Had Nancy’s friends been Hearties, David might have been better able to accept them, but it was an anathema to him to have groups of effeminate young men wearing violet-scented hair cream arriving at his home in noisy open sports cars. They lounged about the house dressed in Oxford bags with 28-inch bottoms, loud Fair Isle sweaters and silk ties, making silly jokes and roaring with laughter at everything that David and his generation regarded as sacred, and speaking at the table in the affected phraseology that appeared to pass for good conversation: ‘how too utterly divine’, ‘not much cop’, ‘good show!’ To them the Boer War, in which David and his brothers had fought and been wounded, was ‘the Bore War’, while Blake’s ‘Green and Pleasant Land’ became ‘Green Unpleasant Land – ha, ha, ha!’ Sometimes, David could stand it no longer and let fly at the unfortunate youths with a barrage of oaths. One male guest was turned out of the house for wearing a comb in his breast pocket (‘a man carrying a comb!’), and on another for venturing an opinion that he thought it was time, more than a decade after the end of the war, that Britain stopped producing anti-German propaganda. ‘Be quiet!’ David roared. ‘And don’t talk about what you don’t understand!’ This was followed by a furious aside: ‘Young swine!’

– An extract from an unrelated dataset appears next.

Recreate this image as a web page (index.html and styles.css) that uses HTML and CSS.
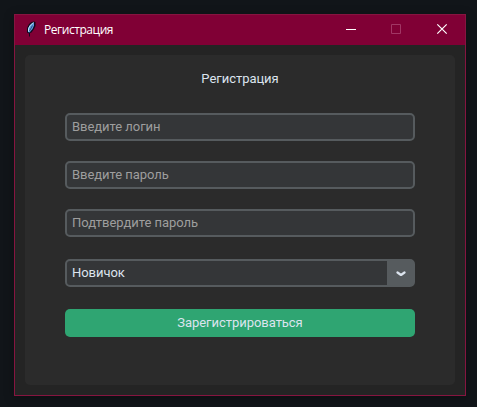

The offender on this occasion, James Lees-Milne, was a meek, sensitive young man, who had been a friend of Tom from their first months at Eton, and whose parents lived at Broadway, a nearby Cotswold town. Although quelled and terrified by David’s tirade, he held no grudge and remained a friend of the family for the rest of his life. David was not a grudge-bearer either and soon welcomed him back. Later Lees-Milne fell secretly in love with Diana, but he always had a particular affection for Sydney:
She presided over her wilful, and be it said, deeply devoted family, with imperturbable serenity, pride and sweetness. It was often my privilege to stay at Asthall and later Swinbrook . . . To their callow and unsophisticated guests their home seemed a perfect Elysium of culture, wit and fun. The source of those cloudless days was . . . that enigmatical, generous, great-minded, matriarchal figure, with her clear china blue eyes and divinely formed, slightly drooping mouth, which expressed worlds of humour and tragedy.20
Of David he wrote that, although he had a dual personality, ‘I cannot see that the children had in him much to complain about. He was to them Dr Jekyll, indulgent and even docile. He submitted placidly to their ceaseless teasing, particularly Nancy’s with its sharp little barb, barely concealed like the hook of an angler’s fly beneath a riot of gay feathers.’21
Nancy was not so forgiving and viewed David’s outbursts with dismay, sometimes trembling with despair and rage at the indignities heaped upon her guests. As an elderly woman she recalled that one young man had been picked up and shaken like a rat by her father, who growled through clenched teeth, ‘I’d rather take a housemaid shooting than you, Lord Clive.’22 ‘Really,’ she complained to Tom, over the Lees-Milne incident, ‘parties here are impossible . . .’23 Unity, Decca and Debo could be relied upon to make any discomforted guest feel even more uneasy: if applied to for advice (‘What do you think I should do?’) they would invariably break into a well-rehearsed chorus of one of the popular songs of the First World War – ‘Oh we don’t want to lose you, but we think you ought to go . . .’ When David took an occasional liking to one of Nancy’s visitors it was almost as bad as being disliked, for the hapless guest was then expected
to be at the breakfast table, bright and shining, at eight-thirty sharp – not regarded as a ‘reasonable’ time by Nancy’s contemporaries. And, worse, one was likely to be greeted by a cheery David rubbing his hands and sharing the information that one of his favourite dishes was on the menu: ‘Brains for breakfast, old chap . . .’ This information had such a particular effect on one young man that Unity, Decca and Debo made it the subject of yet another refrain, the words of which rang merrily: ‘Brains for breakfast, Mark, Brains for breakfast, Mark, Oh the damned sewer, Oh the damned sewer . . .’
Nancy was being paid back handsomely for her years of teasing the others, for all this terrorizing, offence and ridicule made it difficult for her to pursue her Oxford friendships. Outside débutante dances – which were not an all-year-round activity, and which were not top of the list as entertainment for aesthetes – and home, she had few ways of meeting them. At one point she found a way of circumventing the system. On the pretext of spending a day with a girlfriend visiting Tom at school the two girls would take the train to Eton, drop off some small treat for him, then take the next train to Oxford where they would spend the rest of the day with Nancy’s friends. It was all quite innocent, and the young people met in tea-rooms for amusing conversation, but on one occasion a neighbour of the Redesdales spotted Nancy and Brian Howard walking in Oxford without a chaperone. There followed, Nancy wrote to Tom, ‘a hell of a row’. David was furious and roared at her that her reputation was ruined and that no respectable man would marry her. He told her that had she been a married woman her action would have been grounds for divorce. She was condemned to house detention and missed several balls.